¡La traducción se ha muerto, viva la traducción!
José Ortega y Gasset
Eva ci guarda dritto negli occhi e sorride, sicura della sua nudità e invitante, mentre regge in mano il frutto proibito. Alle sue spalle il tradizionale serpente avvolge l’albero della conoscenza. Sembra un’immagine familiare, nota. Ma, a ben guardare, qualcosa non torna: il frutto fra le sue mani è un fico[1]. E la canonica mela? Frutto di una traduzione sbagliata, ci suggerisce Romolo Giovanni Capuano nel suo ultimo libro 111 errori di traduzione che hanno cambiato il mondo, edito da Stampa Alternativa / Nuovi equilibri.

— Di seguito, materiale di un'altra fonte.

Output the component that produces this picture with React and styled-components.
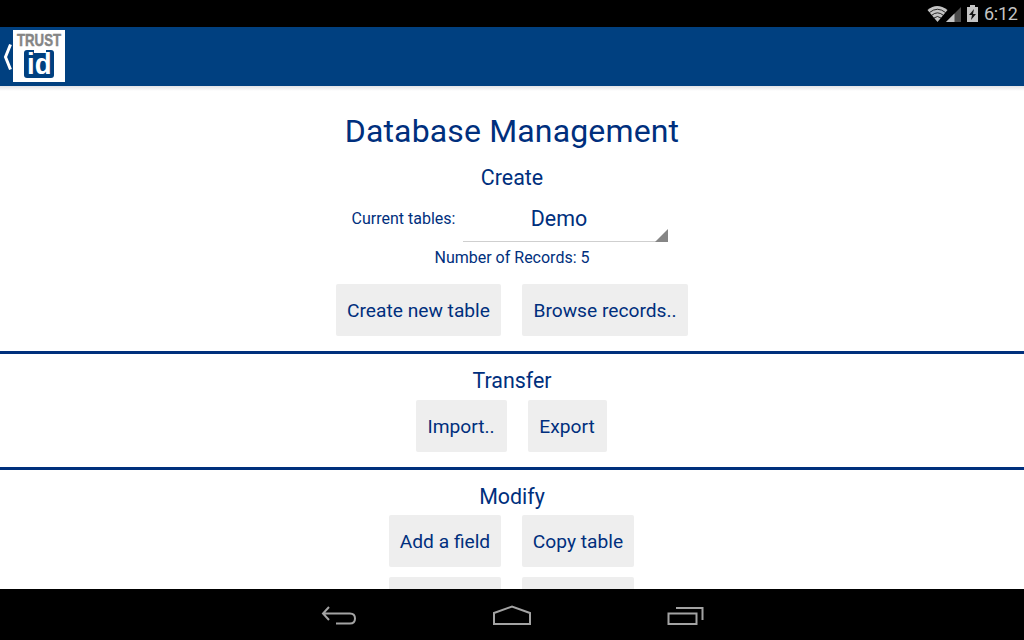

Inanellando episodi curiosi e spesso accidentali che attraverso la traduzione hanno avuto un grande influsso sulla formazione dell’immaginario collettivo e della tradizione culturale e iconografica europea, Capuano propone al lettore un esercizio intellettuale di dubbio. Si tratta di un dubbio che non risparmia niente e nessuno e viene esercitato anche su certezze apparentemente incrollabili, veri e propri assiomi della storia occidentale o della religione cattolica: come la verginità di Maria o l’esistenza della peste nera.

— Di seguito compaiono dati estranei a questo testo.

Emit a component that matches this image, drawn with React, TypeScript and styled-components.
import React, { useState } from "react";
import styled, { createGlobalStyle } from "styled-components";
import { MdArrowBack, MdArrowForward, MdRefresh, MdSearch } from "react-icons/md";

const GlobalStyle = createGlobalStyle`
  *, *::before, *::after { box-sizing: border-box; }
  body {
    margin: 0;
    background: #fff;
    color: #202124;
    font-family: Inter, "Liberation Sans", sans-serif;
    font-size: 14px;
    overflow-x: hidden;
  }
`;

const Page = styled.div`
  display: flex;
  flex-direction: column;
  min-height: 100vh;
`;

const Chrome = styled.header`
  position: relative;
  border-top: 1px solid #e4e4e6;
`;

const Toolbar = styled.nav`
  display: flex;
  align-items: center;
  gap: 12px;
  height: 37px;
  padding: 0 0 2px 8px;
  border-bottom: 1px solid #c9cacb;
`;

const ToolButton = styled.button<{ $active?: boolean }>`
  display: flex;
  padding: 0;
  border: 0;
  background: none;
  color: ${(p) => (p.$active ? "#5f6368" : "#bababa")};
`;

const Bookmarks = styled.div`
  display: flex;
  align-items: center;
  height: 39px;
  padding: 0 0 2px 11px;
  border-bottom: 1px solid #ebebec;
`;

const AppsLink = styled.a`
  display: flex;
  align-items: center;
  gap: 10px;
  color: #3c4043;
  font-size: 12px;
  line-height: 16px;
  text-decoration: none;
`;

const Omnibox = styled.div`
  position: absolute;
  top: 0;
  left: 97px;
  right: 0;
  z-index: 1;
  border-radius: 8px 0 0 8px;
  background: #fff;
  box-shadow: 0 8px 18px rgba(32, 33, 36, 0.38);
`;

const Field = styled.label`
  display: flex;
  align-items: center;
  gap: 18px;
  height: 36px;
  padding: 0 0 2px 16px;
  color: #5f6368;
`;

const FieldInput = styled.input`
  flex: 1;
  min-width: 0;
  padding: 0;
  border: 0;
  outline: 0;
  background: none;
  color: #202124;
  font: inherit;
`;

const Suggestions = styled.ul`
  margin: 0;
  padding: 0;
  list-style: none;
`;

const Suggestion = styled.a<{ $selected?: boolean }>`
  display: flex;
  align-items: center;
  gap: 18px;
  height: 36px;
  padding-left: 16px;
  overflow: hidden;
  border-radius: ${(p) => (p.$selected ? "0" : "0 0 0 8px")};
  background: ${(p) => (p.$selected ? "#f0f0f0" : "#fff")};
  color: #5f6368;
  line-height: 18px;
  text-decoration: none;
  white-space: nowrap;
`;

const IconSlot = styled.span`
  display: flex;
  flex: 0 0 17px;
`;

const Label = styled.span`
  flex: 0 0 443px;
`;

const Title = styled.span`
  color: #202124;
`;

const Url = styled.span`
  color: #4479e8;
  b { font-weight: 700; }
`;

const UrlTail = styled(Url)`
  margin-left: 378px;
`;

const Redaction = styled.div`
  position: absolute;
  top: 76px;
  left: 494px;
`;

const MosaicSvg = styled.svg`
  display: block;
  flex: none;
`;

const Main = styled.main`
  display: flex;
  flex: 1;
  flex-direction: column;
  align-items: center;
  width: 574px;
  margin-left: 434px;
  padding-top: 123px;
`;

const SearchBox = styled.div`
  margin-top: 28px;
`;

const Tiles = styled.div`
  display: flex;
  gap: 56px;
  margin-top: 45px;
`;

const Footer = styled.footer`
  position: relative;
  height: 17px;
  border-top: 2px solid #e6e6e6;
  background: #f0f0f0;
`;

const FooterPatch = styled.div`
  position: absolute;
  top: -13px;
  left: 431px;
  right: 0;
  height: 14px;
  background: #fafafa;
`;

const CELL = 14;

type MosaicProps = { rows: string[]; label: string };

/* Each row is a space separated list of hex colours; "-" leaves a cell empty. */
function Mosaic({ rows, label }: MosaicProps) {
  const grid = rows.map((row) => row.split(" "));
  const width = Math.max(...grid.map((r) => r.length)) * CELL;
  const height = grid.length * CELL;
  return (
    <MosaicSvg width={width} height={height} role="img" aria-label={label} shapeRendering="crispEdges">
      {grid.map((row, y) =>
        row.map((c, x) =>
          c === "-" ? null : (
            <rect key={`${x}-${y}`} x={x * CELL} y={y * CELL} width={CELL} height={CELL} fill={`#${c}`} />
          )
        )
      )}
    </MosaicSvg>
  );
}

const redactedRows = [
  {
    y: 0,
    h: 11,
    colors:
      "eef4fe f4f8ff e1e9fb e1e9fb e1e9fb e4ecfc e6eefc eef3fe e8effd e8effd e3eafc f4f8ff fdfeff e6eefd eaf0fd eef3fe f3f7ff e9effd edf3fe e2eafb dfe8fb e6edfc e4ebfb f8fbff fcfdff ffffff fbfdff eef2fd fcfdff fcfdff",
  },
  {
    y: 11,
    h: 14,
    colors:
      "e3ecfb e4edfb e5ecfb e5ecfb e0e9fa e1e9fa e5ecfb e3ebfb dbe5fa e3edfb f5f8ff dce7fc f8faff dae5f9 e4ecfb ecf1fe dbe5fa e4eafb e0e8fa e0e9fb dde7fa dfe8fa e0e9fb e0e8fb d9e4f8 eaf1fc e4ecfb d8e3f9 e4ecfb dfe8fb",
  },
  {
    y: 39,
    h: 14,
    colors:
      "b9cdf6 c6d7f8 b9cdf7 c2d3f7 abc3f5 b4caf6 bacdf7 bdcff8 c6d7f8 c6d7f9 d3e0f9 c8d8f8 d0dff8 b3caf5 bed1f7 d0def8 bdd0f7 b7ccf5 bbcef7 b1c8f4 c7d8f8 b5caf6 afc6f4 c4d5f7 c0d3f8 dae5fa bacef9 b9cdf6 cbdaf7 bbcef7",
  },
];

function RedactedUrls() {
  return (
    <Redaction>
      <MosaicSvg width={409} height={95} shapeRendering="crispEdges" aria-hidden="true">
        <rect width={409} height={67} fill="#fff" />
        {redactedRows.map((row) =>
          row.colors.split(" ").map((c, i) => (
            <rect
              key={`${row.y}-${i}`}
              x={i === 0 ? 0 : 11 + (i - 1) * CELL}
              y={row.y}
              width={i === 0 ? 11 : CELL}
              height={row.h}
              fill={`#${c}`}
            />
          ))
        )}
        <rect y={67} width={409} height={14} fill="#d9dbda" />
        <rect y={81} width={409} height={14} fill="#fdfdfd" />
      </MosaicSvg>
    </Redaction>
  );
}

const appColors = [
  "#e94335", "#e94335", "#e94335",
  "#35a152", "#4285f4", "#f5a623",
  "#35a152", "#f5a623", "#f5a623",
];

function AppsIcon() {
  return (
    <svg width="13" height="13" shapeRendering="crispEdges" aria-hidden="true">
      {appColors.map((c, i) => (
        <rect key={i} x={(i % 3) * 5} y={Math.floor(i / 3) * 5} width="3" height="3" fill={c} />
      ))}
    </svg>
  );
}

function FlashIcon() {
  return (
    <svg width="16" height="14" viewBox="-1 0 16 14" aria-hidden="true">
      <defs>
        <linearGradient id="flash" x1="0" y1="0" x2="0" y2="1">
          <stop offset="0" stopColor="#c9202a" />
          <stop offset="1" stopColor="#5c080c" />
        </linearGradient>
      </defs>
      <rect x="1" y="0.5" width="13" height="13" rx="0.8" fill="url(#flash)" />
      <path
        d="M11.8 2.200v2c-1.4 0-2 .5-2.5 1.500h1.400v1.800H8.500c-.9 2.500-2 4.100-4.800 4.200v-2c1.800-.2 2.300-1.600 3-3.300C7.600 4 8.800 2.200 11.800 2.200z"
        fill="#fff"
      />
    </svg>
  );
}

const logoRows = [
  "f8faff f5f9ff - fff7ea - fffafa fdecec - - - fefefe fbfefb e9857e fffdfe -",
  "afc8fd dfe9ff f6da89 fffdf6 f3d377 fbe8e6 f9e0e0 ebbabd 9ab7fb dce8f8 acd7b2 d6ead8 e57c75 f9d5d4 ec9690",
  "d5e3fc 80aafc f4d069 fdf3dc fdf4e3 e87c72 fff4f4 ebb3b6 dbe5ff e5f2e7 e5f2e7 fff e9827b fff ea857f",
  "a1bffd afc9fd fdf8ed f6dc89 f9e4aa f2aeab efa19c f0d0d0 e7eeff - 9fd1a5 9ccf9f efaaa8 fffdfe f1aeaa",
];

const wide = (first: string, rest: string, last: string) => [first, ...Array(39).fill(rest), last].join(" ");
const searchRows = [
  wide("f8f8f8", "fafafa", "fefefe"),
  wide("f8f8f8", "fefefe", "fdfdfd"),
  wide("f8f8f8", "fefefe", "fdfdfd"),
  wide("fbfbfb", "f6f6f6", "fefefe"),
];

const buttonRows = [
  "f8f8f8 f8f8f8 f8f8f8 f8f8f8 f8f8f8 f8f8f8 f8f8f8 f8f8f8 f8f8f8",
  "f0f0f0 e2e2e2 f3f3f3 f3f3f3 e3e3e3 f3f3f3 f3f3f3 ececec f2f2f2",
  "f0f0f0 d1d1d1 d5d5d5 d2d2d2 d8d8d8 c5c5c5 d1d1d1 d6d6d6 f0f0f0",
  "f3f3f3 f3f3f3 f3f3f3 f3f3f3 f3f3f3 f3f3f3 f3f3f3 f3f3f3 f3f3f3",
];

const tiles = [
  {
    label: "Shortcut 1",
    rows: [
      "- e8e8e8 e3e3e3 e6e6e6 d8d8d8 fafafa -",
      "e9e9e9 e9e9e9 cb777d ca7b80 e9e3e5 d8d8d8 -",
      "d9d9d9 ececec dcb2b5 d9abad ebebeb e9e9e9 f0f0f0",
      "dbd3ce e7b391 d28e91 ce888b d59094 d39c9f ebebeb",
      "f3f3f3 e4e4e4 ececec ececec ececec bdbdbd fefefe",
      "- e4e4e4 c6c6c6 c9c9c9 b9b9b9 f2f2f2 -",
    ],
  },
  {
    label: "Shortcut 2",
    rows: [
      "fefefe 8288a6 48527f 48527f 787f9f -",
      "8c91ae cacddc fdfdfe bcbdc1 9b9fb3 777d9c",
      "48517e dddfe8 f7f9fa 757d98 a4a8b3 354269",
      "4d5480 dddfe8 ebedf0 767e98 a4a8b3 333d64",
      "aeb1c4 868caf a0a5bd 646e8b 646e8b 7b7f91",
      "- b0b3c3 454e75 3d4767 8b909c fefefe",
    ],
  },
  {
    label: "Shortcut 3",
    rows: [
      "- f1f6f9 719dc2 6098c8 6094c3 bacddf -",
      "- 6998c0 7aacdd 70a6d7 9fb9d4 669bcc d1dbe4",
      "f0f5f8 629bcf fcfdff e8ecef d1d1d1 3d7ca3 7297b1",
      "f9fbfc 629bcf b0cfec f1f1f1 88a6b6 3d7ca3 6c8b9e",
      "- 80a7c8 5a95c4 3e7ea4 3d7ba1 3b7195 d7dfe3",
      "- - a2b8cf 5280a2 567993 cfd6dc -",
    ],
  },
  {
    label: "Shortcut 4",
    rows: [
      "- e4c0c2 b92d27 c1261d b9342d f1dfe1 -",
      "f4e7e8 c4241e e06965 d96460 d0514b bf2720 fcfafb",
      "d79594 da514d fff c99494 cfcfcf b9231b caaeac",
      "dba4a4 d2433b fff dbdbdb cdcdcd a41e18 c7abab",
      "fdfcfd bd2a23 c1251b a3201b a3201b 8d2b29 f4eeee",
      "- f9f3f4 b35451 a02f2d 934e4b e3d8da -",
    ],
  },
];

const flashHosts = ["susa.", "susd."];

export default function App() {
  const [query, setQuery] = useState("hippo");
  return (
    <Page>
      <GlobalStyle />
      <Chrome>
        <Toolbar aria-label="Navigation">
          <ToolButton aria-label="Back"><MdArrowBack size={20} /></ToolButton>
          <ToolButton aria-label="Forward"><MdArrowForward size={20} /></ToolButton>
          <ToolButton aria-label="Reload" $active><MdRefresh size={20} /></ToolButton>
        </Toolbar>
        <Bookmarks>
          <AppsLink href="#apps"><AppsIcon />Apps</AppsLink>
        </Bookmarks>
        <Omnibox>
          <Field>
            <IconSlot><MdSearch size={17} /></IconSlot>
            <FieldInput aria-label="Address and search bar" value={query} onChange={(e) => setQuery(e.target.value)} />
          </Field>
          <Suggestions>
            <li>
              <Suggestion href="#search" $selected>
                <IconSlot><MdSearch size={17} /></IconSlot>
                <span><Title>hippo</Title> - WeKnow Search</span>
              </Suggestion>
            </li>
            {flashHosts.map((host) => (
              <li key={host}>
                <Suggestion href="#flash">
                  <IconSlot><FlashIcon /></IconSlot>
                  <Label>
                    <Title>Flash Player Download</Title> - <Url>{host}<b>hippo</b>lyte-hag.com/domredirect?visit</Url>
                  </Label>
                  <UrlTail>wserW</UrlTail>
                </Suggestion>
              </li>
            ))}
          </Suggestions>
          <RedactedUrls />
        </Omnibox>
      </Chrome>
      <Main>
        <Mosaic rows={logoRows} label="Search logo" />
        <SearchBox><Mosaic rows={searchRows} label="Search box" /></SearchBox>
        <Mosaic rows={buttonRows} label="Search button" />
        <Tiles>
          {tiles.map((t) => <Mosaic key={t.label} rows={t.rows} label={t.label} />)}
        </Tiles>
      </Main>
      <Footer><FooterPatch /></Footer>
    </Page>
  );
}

Quello di Capuano è un libro gustoso non solo per gli “addetti ai lavori”, ma anzi divulgativo nel senso nobile del termine e caratterizzato da una prosa scorrevole e ironica. Strutturato in brevi capitoletti di una o due pagine e corredato da una bibliografia completa, 111 errori di traduzione che hanno cambiato il mondo racconta il farsi e il disfarsi della storia, seguendo il file rouge dell’importanza che hanno avuto nella vita della gente certe traduzioni date per certe e assodate ma tecnicamente inesatte, per capriccio del caso, per distrazione o per precisa volontà di demistificare il senso del testo originale.
Perché, se è vero che il senso dell’immagine evangelica non cambia di molto se al proverbiale cammello che tenta di passare per la cruna di un ago sostituiamo una più sensata (soprattutto in un contesto di pescatori, quali erano alcuni degli apostoli) gomena, bisogna anche considerare che far nascere Eva non da una sola costola di Adamo, ma dalla metà della sua carne, apre orizzonti nuovi, e non solo in un’ottica femminista, ma anche in una prospettiva genetica o filosofica.

Nella sua antologia, Capuano propone errori di traduzione dagli esiti buffi, quali la la nascita di animali leggendari come l’unicorno, ma anche seri, per esempio alcuni casi diplomatici odierni e anche quello tragico che portò allo sgancio delle bombe di Hiroshima e Nagasaki. Capuano finisce così per riscrivere una storia in cui Gesù non veniva da Nazareth, Giuseppe non era un falegname, la sindone era un vestito, la piazza Rossa di Mosca e il mar Rosso si rivelano di tutt’altro colore.
Chiudendo il libro, al lettore resta la sensazione che la traduzione sia un’arma potente di diffusione di idee, molto più di quanto siamo portati a credere normalmente, ma anche una certa sfiducia nell’operato di chi traduce: se persino la stessa parola italiana “tradurre” è figlia di un errore di traduzione[2], quanto possiamo fidarci dei testi che ci consegnano i traduttori?
Si giunge qui al paradosso che da secoli tormenta ogni traduttore: se con traduzione si intende un’operazione di travaso di senso da una lingua a un’altra in cui nulla vada perduto, allora tradurre è senza dubbio impossibile; eppure da sempre l’uomo traduce e sempre tradurrà. Perché, come sintetizza magnificamente Ervino Pocar, “tradurre non si può, è vero, ma si deve“.
Romolo Giovanni Capuano
111 errori di traduzione che hanno cambiato il mondo
Stampa Alternativa / Nuovi Equilibri, Viterbo, 2013
232 pagine, € 15
Serena Avezza
[1] In realtà, nel dipinto originale di Lucas Cranach il Vecchio, Eva tiene in mano una mela, come da tradizione. Né nel quarto di copertina, né altrove all’interno del libro di Capuano viene citata la fonte dell’immagine usata in copertina, ma è chiaro che si tratta di un ingegnoso fotoritocco che sintetizza in un’icona il contenuto del libro.
[2] Traducendo Le notti antiche di Aulo Gellio, l’umanista Leonardo Bruni fraintese “traductum”, che in latino voleva dire “introdotto”, e lo rese con “tradotto”: dal suo errore derivano l’odierno tradurre italiano, ma anche lo spagnolo traducir, il francese traduir e il portoghese traduzir.